The trailers for Moms’ Night Out suggest a girls’ night out with a dash of Adventures in Babysitting. They don’t suggest it might be a faith-based movie. Oddly enough, the mainstream approach – with its very light touch – works surprisingly well. It ain’t art – but it ain’t ham-fisted (at least in respect to its Christianity) either.
Allison (Sarah Drew, Grey’s Anatomy) is a mommy-blogger without a hook – and kids who make Dennis the Menace look calm and collected. Sondra (Patricia Heaton, The Middle) is a pastor’s wife with a belligerent teen daughter, Bridget (Abbie Cobb). Izzy (Andrea Logan White) is mother of twin toddlers.
While her kids make Allyson doubt herself on every level – a situation exacerbated by her Type A personality – her sweetly supportive husband, Sean (Sean Astin) is usually on the road for work. Sondra’s husband Ray (Alex Kendrick) has his family and his congregation to keep his hands full, but is loving father who cedes a lot of authority (and the resulting headaches) at home to his wife. Izzy’s husband, Marco (Robert Amaya), has no confidence about his parenting skills (correctly, as it turns out) but cares so deeply that he is as sympathetic as he is hopeless – which is why she lets her ex, Joey (Harry Shum Jr.) babysit.
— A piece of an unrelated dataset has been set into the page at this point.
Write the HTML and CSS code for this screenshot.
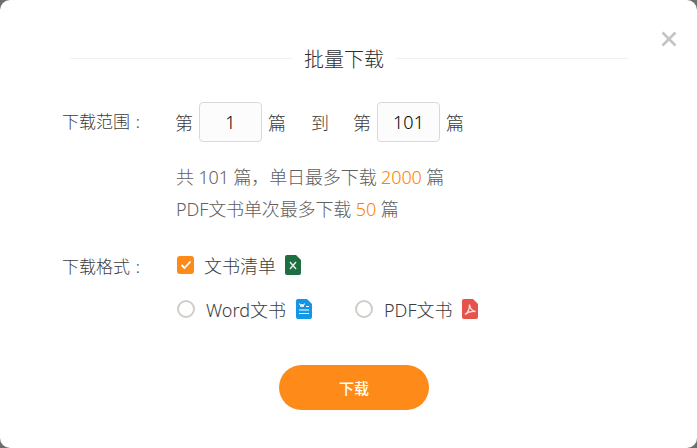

When Allyson gets Sondra and Izzy to commit to a badly needed girls’ night out, it is with the hope that the three will have a nice relaxing evening chatting over dinner in a nice restaurant – while their husbands babysit. What could possibly go wrong?
It starts when the restaurant screws up their reservation – which leads to bowling and (shudder) the Dance Cam. Meanwhile, the babysitting is going horribly wrong – beginning with a car switch, a tattoo parlor and, eventually, a police station.
Drew is superb as the conflicted, Type A mommy-blogger who’s working on her last nerve; Heaton gives Sondra’s tight rein on Bridget a slight edge that seems contrary to her basic personality, and White takes Izzy in a manic direction that is almost completely different from Allyson’s.
Trace Adkins gives a solid supporting performance as Bones, the grizzled tattoo artist who is sure he knows Sondra from somewhere, and David Hunt gives a warmly broad performance as a transplanted Brit cab driver who stays with the trio just to see how things play out.
The script, by Jon Erwin and Andrea Gyertson Nasfell, is nothing ground-breaking or original, but it has heart and folds its faith-based lessons into the story reasonably deftly. Directors Andrew Erwin and Jon Erwin manage to give the movie a berserk, frenzied pace that stops just short of cartoonish.
Moms’ Night Out proves that you can make a faith-based film without being obnoxious about it – even (especially) while going slapstick. It’s not quite as good as Adventures in Babysitting, but it’s definitely a good Mother’s Day movie.